::: Records provided :::

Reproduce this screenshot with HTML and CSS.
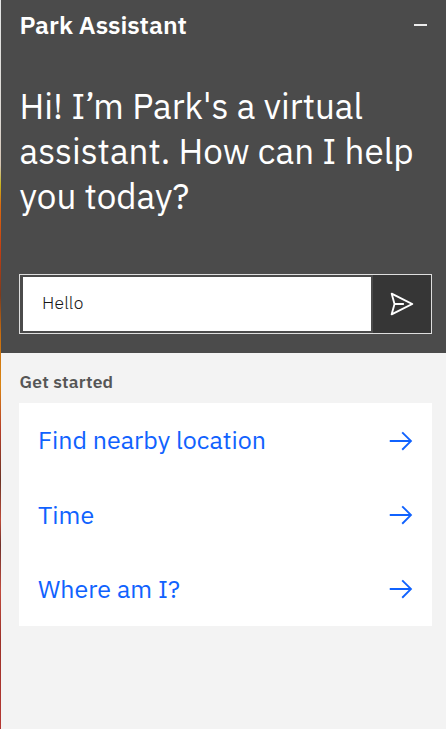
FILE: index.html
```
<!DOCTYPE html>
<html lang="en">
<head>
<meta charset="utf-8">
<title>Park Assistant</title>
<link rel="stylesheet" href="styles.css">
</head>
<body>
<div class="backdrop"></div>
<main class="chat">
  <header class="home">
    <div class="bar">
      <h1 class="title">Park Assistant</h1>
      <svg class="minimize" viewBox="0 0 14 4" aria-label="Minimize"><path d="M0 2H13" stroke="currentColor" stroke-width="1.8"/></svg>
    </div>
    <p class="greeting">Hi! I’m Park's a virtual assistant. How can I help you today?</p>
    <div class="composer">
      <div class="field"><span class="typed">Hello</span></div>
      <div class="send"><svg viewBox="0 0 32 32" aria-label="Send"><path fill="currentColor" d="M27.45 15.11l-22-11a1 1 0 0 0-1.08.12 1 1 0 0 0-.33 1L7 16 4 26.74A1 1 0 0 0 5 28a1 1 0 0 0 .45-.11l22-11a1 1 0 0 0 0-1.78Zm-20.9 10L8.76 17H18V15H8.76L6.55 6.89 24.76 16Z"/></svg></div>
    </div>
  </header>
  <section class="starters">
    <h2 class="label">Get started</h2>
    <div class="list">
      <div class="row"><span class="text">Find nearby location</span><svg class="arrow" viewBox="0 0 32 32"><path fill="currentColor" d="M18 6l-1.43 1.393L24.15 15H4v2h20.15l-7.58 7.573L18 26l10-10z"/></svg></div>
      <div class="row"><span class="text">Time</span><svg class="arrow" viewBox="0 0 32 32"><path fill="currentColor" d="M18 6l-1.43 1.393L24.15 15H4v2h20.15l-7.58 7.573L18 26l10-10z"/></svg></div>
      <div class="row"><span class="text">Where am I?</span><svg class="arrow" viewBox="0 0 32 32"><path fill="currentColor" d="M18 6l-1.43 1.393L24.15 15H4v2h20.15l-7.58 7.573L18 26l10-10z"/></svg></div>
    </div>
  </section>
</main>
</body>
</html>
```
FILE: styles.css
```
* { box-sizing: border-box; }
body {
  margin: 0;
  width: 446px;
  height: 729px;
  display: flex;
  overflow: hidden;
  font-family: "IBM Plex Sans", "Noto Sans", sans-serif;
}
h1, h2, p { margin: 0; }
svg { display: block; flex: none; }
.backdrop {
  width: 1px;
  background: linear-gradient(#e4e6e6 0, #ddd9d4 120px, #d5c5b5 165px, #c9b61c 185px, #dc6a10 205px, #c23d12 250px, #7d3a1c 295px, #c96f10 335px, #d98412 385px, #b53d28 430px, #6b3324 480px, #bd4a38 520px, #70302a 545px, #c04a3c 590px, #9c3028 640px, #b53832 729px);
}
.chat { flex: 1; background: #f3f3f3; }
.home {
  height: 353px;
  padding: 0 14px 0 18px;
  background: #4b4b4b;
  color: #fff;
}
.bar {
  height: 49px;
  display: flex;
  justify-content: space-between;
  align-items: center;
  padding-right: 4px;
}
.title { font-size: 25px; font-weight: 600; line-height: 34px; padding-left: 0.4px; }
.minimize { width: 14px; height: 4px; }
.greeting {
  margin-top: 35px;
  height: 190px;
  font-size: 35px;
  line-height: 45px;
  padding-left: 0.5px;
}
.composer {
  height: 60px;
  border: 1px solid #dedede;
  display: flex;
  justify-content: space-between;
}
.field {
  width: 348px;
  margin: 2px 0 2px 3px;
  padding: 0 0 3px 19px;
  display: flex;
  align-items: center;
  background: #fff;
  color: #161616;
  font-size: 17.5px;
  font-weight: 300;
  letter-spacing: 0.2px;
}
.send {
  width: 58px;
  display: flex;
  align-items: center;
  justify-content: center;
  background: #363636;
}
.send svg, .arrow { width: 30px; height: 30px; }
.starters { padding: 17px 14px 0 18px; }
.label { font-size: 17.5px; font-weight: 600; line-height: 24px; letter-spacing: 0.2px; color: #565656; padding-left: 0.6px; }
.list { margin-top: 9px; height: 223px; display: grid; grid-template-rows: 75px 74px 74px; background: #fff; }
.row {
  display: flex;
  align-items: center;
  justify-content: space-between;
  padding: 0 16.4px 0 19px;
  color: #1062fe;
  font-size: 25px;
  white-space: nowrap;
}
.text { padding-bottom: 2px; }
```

:::
::: Records provided :::

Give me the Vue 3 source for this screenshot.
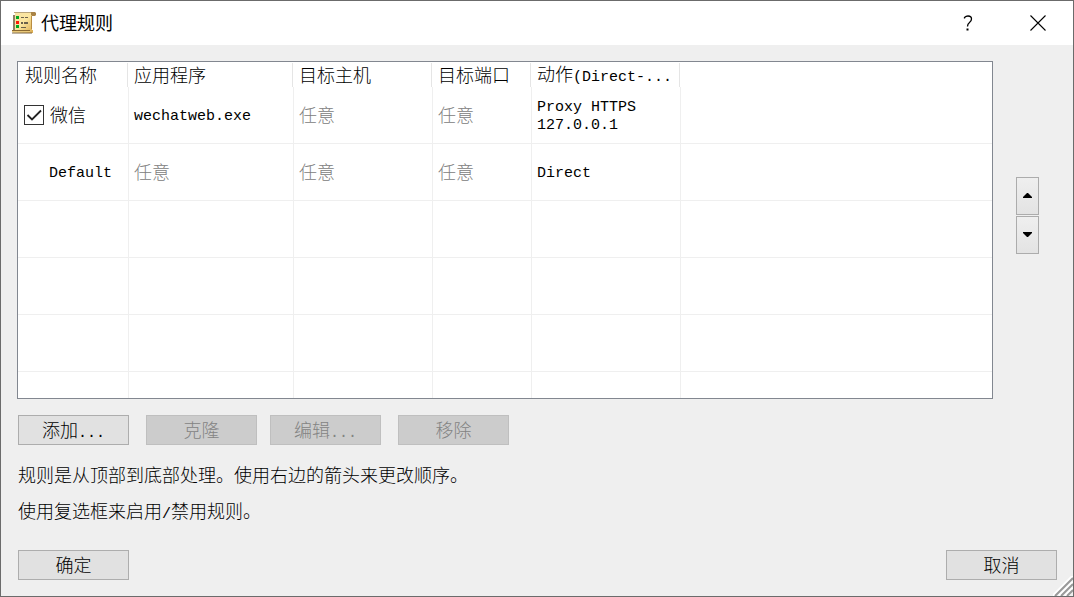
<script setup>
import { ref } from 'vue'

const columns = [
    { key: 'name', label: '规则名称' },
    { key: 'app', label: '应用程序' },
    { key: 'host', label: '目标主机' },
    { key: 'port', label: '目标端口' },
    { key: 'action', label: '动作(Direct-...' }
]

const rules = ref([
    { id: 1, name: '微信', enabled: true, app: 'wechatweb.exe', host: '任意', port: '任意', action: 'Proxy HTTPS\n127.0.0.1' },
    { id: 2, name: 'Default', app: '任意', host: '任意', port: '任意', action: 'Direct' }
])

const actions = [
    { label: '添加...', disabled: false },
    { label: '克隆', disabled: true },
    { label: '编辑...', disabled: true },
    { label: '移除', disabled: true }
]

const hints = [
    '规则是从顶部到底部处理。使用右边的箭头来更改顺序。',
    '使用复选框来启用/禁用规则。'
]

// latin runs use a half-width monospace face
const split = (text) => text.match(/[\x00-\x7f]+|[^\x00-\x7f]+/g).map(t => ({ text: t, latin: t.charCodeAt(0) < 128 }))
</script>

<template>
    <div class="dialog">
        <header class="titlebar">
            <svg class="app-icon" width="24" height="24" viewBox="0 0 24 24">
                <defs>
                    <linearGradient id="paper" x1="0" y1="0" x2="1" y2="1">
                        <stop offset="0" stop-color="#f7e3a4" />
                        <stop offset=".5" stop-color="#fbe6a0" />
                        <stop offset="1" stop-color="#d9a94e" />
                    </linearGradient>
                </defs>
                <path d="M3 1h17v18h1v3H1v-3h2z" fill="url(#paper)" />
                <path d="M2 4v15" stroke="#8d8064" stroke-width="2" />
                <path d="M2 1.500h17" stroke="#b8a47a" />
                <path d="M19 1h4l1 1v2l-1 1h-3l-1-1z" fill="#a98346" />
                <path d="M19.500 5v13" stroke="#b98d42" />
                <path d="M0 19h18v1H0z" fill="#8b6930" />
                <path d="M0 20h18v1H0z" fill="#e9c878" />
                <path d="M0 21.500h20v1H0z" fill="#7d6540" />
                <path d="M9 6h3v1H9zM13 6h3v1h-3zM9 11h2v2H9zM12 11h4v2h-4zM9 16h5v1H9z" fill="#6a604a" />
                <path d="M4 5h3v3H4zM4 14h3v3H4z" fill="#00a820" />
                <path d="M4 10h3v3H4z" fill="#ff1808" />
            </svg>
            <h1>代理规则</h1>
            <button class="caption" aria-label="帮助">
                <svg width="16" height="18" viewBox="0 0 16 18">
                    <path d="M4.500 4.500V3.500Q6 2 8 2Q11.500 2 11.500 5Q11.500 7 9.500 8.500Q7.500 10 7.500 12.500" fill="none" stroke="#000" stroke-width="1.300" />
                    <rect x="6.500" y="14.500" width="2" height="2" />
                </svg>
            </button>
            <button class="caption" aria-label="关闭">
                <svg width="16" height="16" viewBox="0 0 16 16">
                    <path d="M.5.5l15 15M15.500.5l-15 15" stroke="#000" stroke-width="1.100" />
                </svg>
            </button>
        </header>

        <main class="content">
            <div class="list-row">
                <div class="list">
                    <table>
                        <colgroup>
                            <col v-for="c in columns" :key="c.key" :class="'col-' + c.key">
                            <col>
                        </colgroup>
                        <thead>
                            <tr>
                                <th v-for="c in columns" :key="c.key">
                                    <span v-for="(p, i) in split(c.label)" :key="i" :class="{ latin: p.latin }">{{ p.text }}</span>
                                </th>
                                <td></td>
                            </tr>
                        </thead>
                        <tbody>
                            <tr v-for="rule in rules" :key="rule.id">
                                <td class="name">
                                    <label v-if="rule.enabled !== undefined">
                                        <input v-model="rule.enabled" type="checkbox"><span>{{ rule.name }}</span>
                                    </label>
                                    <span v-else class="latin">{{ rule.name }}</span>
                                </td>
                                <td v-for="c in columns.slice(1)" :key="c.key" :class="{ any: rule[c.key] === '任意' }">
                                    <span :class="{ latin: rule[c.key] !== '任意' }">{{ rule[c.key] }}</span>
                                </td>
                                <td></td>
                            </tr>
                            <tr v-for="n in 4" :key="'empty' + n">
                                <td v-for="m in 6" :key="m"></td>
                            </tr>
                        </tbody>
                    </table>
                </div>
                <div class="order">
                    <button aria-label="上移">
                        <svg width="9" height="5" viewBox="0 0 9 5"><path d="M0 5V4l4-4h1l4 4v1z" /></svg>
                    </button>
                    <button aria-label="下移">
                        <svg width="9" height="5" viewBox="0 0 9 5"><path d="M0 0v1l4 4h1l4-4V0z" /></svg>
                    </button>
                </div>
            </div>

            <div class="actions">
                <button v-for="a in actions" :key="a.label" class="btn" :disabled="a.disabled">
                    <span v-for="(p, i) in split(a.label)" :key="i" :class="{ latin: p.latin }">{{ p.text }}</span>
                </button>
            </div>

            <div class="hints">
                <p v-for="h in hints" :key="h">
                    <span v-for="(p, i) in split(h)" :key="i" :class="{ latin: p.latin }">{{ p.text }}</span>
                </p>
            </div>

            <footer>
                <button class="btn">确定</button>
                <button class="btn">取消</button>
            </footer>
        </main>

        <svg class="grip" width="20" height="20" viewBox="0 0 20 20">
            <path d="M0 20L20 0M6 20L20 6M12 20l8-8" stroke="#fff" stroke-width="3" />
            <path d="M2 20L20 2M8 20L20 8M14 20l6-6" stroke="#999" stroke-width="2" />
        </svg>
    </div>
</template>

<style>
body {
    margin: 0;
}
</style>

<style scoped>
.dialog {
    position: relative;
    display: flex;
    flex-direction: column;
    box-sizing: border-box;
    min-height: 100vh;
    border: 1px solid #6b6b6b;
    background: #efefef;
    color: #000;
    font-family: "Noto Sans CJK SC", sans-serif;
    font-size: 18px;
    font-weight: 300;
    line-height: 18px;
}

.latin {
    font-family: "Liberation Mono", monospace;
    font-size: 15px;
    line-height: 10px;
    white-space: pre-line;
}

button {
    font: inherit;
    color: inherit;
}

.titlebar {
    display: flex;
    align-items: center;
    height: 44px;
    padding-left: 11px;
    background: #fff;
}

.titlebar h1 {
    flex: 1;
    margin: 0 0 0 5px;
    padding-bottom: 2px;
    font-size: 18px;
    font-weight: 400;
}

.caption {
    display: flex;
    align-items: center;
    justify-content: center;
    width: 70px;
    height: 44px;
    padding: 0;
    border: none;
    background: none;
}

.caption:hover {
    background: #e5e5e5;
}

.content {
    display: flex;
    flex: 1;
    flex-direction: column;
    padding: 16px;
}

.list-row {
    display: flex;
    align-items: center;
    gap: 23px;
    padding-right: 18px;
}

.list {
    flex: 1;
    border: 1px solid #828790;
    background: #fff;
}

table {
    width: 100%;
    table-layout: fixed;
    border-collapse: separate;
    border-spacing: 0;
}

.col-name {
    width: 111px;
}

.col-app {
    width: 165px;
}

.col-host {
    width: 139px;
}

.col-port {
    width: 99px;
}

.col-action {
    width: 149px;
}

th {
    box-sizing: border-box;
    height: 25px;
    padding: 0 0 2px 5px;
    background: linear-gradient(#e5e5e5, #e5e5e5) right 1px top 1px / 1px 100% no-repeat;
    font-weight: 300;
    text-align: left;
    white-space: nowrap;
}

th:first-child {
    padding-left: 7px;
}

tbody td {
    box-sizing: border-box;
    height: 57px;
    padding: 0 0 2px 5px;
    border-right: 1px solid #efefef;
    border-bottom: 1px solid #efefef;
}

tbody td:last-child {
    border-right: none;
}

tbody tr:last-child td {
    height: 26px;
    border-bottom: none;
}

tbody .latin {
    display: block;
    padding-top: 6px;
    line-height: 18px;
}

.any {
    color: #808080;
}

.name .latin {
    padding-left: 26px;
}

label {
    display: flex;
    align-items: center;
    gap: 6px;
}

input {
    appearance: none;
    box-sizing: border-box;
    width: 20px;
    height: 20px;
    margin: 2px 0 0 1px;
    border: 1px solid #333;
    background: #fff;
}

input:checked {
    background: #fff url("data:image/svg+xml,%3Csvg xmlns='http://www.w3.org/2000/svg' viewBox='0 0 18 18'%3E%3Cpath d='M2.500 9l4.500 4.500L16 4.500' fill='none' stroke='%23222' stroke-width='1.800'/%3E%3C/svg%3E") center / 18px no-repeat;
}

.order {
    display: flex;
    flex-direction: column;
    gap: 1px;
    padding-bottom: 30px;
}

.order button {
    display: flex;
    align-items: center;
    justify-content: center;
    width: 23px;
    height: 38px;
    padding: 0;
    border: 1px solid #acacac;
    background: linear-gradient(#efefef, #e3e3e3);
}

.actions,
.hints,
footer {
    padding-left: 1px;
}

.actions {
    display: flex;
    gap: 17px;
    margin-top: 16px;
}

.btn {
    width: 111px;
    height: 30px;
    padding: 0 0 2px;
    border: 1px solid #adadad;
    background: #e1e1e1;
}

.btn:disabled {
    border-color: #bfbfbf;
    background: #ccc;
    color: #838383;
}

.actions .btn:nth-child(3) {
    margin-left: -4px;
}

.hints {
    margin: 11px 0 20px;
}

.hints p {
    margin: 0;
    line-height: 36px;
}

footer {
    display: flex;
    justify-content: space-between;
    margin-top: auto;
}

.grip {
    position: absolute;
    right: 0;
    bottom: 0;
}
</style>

:::

Scan the material line by line and report each one that contains "this".

Reproduce this screenshot with HTML and CSS.
Give me the Vue 3 source for this screenshot.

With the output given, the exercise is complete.